***** Information supplied *****
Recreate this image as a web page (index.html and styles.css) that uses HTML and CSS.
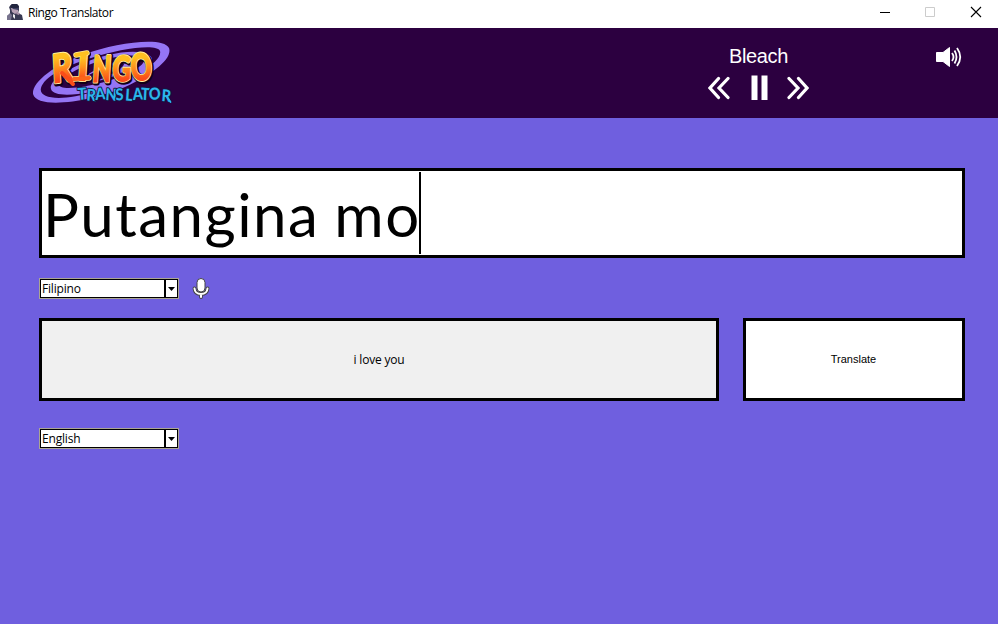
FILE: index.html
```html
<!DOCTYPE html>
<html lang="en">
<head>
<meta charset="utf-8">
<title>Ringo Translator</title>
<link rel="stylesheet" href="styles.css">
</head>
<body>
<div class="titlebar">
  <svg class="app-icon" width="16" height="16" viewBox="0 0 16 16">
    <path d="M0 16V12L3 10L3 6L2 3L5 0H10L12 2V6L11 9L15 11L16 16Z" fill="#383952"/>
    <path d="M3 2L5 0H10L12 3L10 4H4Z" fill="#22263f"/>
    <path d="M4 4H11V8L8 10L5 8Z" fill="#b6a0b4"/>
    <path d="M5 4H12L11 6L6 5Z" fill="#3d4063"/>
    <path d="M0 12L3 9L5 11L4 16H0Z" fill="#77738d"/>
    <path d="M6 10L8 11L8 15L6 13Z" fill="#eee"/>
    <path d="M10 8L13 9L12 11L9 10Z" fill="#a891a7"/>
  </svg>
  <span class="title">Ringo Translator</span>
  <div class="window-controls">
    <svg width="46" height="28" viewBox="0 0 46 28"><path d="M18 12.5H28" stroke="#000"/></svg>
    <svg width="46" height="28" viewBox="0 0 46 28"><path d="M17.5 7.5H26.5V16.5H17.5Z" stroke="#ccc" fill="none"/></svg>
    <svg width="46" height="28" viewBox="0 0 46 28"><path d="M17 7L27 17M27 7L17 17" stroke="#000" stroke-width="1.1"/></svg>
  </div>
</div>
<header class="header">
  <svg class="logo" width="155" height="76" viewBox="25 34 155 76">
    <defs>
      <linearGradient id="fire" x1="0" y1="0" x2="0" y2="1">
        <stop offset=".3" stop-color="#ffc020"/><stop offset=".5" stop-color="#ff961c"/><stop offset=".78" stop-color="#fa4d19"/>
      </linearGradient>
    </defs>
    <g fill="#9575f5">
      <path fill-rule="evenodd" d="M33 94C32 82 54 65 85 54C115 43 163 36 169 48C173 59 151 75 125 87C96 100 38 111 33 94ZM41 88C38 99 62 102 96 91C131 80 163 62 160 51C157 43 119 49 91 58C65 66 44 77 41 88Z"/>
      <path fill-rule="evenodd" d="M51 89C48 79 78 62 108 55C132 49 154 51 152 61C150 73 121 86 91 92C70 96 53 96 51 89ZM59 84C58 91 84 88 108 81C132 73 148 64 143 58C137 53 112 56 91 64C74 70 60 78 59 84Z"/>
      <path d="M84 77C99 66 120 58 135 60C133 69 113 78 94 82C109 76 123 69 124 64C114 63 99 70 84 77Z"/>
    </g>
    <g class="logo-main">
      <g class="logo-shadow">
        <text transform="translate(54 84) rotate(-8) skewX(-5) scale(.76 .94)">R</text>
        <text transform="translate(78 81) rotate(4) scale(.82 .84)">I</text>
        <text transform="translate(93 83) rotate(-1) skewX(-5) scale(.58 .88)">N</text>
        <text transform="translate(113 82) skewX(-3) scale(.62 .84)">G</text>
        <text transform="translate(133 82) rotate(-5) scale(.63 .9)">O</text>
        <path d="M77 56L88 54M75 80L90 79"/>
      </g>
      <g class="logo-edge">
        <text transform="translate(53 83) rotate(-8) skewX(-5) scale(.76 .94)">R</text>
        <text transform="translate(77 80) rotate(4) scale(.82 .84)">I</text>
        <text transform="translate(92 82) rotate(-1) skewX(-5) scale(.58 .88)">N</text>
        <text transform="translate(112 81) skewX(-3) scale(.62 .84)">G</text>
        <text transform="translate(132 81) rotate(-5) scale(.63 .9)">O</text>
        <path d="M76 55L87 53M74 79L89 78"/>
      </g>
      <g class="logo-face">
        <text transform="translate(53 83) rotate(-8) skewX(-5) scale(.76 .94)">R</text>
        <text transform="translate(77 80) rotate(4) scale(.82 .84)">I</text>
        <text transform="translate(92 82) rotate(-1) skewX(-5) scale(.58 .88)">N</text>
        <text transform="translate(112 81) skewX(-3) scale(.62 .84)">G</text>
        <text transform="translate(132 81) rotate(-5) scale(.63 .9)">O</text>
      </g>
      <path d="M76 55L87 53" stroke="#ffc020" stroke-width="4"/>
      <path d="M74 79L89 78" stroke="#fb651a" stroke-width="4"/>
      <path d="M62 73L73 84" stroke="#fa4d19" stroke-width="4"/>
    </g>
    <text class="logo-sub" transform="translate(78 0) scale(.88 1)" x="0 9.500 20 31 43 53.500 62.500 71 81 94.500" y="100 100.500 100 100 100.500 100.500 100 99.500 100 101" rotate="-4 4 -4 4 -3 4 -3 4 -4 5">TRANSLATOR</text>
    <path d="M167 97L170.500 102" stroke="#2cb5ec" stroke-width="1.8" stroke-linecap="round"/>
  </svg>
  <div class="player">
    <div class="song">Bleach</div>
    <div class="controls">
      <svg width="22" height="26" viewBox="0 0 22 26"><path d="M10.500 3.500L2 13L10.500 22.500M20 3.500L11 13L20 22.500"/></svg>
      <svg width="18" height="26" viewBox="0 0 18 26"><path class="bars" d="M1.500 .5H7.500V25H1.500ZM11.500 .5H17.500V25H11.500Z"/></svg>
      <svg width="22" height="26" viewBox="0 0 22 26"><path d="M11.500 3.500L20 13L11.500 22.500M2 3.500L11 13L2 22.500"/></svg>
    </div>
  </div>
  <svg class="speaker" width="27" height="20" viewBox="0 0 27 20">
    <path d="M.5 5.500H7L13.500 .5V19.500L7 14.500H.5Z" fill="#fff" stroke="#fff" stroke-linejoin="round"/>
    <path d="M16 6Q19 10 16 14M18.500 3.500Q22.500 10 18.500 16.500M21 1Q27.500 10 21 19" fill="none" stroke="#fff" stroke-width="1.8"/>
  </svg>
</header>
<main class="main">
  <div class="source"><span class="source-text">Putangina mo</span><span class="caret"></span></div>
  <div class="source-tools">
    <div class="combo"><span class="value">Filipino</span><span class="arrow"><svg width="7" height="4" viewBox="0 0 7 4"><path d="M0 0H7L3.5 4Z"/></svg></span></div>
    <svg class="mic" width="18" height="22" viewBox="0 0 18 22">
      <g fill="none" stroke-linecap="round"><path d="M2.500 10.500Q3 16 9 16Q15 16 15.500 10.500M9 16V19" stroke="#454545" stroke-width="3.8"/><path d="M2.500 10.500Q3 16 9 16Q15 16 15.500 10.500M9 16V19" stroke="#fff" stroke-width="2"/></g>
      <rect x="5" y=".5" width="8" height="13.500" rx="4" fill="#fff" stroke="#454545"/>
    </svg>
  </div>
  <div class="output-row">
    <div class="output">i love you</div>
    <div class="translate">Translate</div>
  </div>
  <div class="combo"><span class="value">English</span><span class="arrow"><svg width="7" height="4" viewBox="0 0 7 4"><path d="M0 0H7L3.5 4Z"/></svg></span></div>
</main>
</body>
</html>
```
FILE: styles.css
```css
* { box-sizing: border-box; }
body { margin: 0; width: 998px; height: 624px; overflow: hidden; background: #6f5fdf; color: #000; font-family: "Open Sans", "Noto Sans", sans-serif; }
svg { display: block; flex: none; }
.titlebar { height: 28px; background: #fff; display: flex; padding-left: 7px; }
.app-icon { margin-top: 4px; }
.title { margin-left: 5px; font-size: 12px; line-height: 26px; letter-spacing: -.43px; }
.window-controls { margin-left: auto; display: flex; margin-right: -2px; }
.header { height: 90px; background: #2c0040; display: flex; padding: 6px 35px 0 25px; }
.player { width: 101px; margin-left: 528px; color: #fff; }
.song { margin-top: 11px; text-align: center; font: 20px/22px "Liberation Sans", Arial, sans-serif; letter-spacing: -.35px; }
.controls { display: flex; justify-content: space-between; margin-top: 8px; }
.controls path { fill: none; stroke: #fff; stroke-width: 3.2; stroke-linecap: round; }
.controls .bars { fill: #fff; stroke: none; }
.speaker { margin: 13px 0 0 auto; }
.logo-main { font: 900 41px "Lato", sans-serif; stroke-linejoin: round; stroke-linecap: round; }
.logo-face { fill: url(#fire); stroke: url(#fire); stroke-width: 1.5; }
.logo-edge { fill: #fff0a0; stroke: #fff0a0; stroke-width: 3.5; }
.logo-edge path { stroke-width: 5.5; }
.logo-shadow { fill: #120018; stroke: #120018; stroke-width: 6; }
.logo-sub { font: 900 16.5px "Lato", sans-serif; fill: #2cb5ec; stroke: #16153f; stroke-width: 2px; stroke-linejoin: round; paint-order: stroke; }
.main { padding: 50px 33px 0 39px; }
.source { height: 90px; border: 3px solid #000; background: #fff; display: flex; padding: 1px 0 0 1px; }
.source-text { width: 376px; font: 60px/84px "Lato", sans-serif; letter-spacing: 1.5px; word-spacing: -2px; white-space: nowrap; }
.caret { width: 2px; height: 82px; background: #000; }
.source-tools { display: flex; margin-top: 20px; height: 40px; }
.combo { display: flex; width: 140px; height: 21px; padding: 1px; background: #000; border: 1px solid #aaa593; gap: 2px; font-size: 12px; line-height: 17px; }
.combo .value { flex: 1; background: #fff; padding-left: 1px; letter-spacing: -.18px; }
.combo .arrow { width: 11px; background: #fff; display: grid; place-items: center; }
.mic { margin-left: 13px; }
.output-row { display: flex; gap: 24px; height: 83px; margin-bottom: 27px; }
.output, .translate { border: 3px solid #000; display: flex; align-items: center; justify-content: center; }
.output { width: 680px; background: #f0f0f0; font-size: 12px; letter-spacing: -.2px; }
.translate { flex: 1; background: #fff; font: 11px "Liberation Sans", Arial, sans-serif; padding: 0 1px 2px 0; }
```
*****
** Problem to work on **
From the material, report only how many lines include the word "styles".

** Written answer **
3